THE TASK. Narrow the data below down to the lines containing "TypeScript".

Excerpt from a dataset
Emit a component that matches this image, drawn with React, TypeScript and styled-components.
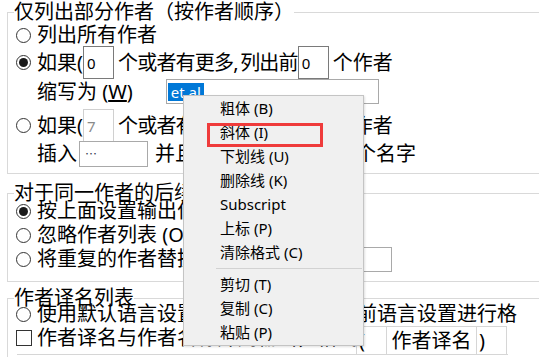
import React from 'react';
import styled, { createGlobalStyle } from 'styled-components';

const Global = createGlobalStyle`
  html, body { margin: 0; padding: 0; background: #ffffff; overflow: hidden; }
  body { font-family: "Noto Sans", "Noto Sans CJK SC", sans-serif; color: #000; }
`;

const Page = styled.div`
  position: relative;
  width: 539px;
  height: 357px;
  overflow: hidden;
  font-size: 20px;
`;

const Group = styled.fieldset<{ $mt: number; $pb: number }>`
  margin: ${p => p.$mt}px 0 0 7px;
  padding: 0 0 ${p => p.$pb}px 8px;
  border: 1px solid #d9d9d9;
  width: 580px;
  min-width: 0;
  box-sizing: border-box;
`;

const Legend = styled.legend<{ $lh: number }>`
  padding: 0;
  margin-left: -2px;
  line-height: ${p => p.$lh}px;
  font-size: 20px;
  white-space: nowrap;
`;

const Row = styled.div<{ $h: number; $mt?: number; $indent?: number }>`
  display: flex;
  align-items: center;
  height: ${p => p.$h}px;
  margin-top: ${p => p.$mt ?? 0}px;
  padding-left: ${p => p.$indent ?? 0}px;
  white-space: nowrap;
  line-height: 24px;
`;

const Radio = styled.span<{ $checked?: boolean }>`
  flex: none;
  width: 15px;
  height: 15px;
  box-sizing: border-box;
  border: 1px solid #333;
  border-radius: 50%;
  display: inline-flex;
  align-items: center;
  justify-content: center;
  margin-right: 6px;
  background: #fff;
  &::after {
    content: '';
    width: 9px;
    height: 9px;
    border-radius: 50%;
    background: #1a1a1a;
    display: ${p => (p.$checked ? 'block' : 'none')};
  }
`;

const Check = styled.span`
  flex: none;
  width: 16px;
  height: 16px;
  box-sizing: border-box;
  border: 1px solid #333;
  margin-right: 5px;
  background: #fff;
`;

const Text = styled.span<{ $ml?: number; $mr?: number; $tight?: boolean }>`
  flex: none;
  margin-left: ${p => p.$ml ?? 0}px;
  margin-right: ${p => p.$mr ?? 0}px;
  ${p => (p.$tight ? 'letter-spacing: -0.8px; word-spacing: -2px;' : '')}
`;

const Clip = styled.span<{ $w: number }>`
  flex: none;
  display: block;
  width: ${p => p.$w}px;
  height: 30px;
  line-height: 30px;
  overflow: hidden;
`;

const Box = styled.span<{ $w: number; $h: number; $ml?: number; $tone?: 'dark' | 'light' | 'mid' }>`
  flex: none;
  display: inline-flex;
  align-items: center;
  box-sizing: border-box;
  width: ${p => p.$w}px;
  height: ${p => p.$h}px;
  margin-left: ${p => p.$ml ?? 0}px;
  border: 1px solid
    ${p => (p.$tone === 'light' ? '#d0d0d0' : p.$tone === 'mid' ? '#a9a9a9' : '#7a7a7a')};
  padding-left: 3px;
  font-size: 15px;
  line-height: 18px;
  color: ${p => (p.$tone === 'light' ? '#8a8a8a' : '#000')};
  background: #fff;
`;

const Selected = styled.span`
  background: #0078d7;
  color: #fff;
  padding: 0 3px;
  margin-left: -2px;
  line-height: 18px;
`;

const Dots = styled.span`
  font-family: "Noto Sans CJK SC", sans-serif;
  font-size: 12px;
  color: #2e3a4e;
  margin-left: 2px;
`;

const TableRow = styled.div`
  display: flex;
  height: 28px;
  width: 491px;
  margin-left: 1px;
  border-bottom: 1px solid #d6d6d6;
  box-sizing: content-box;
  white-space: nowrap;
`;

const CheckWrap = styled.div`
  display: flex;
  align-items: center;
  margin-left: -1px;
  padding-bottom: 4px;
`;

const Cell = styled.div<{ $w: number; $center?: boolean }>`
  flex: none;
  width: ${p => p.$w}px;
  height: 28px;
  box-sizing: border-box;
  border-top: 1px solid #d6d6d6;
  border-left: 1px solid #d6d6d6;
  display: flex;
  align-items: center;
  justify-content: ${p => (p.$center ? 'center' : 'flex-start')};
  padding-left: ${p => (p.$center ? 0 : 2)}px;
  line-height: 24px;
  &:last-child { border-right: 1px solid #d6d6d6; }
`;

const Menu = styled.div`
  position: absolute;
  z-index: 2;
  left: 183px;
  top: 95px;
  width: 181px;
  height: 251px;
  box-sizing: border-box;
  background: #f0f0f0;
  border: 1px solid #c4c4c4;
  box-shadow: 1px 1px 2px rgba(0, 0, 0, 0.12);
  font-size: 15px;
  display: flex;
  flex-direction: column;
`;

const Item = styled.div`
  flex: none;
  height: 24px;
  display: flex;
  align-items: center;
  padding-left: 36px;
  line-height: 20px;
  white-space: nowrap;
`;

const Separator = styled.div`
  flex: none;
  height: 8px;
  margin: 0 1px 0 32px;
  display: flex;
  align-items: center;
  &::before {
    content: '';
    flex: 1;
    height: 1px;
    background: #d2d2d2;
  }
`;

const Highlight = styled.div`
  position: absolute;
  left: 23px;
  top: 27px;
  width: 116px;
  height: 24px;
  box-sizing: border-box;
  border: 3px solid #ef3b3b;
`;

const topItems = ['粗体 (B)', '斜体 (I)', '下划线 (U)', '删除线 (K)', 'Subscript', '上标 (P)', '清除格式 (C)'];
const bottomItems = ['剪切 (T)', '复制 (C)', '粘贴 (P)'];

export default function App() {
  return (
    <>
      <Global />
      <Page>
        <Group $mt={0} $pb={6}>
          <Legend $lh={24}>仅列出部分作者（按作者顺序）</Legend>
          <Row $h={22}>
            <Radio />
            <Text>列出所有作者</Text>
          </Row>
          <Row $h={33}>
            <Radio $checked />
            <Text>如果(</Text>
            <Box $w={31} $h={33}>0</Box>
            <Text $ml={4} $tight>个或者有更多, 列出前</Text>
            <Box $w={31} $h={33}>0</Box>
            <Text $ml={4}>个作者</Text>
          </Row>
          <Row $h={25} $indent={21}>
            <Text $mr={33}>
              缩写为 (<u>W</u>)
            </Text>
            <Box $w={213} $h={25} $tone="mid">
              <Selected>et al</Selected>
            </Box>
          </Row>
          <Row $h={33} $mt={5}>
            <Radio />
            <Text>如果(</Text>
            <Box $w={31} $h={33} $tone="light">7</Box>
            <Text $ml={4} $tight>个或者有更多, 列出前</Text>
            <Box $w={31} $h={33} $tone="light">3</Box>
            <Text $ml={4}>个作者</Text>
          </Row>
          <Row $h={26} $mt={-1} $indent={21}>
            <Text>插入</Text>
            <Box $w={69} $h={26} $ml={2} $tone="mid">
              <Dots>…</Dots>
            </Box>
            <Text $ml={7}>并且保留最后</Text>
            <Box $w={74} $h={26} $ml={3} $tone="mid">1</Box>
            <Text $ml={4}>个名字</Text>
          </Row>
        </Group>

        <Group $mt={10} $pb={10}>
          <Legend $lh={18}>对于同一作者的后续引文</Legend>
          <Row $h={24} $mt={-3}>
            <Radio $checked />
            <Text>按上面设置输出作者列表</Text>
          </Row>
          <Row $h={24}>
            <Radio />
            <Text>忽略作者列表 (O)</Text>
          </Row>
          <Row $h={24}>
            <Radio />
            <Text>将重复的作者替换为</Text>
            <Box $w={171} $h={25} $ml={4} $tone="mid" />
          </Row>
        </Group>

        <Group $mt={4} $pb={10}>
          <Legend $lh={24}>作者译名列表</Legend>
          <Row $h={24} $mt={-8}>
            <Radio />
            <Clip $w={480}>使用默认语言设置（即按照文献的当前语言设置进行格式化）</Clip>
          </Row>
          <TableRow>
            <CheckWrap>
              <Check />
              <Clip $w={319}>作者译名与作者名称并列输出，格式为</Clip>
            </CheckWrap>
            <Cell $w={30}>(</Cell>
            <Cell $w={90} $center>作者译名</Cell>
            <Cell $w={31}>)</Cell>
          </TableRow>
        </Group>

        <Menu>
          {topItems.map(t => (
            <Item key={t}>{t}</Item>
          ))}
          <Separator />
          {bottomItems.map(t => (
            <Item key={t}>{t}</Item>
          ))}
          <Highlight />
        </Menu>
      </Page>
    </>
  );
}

--

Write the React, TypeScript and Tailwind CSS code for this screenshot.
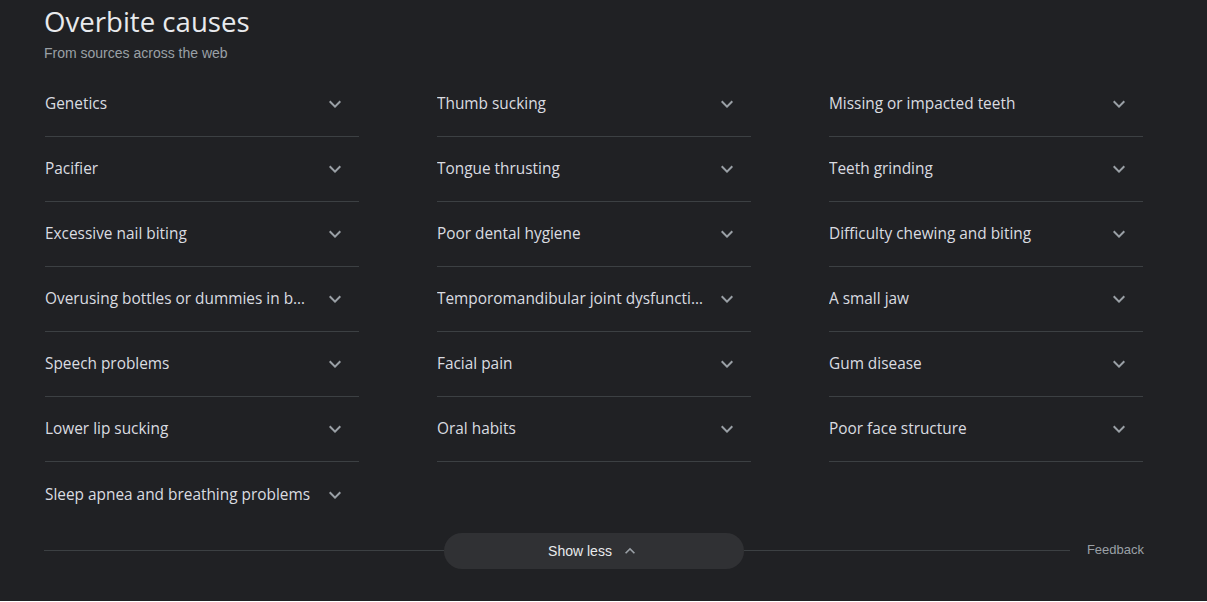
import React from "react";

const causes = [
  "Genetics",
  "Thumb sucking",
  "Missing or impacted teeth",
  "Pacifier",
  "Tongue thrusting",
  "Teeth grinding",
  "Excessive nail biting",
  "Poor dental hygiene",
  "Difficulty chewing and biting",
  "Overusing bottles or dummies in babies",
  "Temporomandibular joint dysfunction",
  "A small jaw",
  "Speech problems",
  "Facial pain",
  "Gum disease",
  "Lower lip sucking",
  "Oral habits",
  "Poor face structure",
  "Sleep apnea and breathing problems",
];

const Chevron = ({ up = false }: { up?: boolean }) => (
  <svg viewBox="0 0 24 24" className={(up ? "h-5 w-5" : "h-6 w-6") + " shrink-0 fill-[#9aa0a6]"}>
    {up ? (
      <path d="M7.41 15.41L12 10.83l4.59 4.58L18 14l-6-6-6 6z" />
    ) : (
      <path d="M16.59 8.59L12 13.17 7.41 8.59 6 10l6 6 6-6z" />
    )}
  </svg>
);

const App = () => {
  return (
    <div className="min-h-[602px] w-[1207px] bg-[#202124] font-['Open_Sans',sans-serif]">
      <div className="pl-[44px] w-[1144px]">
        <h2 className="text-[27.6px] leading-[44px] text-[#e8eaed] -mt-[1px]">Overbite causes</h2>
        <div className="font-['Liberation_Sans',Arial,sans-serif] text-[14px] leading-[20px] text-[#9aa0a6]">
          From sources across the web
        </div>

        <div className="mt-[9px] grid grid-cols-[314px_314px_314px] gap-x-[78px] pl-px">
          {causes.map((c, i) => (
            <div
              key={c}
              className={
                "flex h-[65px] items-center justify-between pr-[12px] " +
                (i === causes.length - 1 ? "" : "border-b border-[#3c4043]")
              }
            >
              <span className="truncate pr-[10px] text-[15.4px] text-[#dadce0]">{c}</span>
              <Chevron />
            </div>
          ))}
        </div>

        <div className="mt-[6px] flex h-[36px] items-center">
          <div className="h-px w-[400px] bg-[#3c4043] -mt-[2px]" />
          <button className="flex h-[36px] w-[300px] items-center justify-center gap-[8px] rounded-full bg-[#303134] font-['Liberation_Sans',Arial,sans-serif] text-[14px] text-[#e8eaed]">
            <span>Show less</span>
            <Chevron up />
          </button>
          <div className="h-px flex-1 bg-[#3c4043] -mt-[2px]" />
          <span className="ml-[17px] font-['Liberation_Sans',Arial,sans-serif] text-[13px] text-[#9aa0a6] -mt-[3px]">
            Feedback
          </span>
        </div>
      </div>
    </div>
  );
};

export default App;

COMPLETED TASK.
Emit a component that matches this image, drawn with React, TypeScript and styled-components.
Write the React, TypeScript and Tailwind CSS code for this screenshot.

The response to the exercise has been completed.